The main limitation of Bluetooth headsets is the voice fidelity, which is much lower than, for example, a USB-corded headset. This leads to a lower quality for audio both received and transmitted through the headset. This can be problematic in speech recognition where the quality of signal reaching the computer from the microphone needs to be as clear as possible in order to achieve a good percentage of accuracy.

The other issue with a Bluetooth headset is battery life—typically around 6 hours when in use, longer when in standby. In order to go into standby mode, however, the user needs to physically interact with the headset. Despite these limitations, in some cases the benefits of a Bluetooth headset may outweigh the cons.
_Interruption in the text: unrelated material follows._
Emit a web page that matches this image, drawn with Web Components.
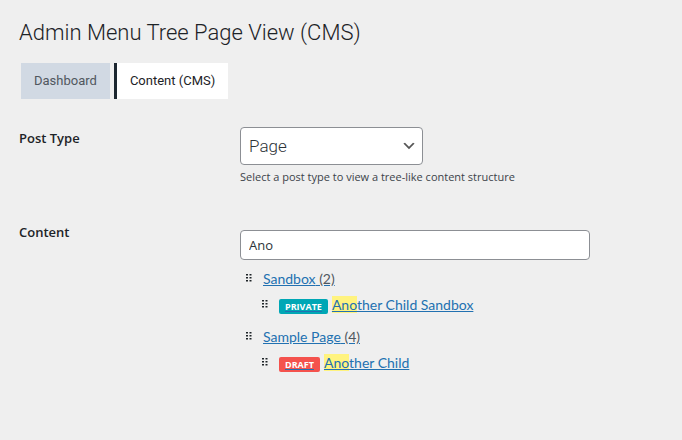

2) Another innovative solution tried by a colleague of mine is the use of a monitor stand clamped to the front of a desk, rather than the back, to assist users who are confined to a wheelchair. The articulating arm of the stand is positioned to come out from the front of the desk, meaning the user can more easily position their wheelchair in front of the monitor, without the desk being in the way. The screen can also be positioned at the appropriate height, allowing the user to get their face very close to the screen, a necessity for some people with low vision.

These solutions use commercially available products and may be of great benefit to the user. The user's physical comfort can be just as important a factor as psychological comfort in ensuring a successful outcome.


In conclusion, speech recognition can be a powerful tool for clients who are unfamiliar with keyboard layout and have a visual or physical impairment, but it can also be frustrating to learn. When you are teaching speech recognition software, particularly to people with a physical or visual impairment or those with memory difficulties, following the five tips discussed earlier can greatly assist in making speech recognition consistent with user expectations.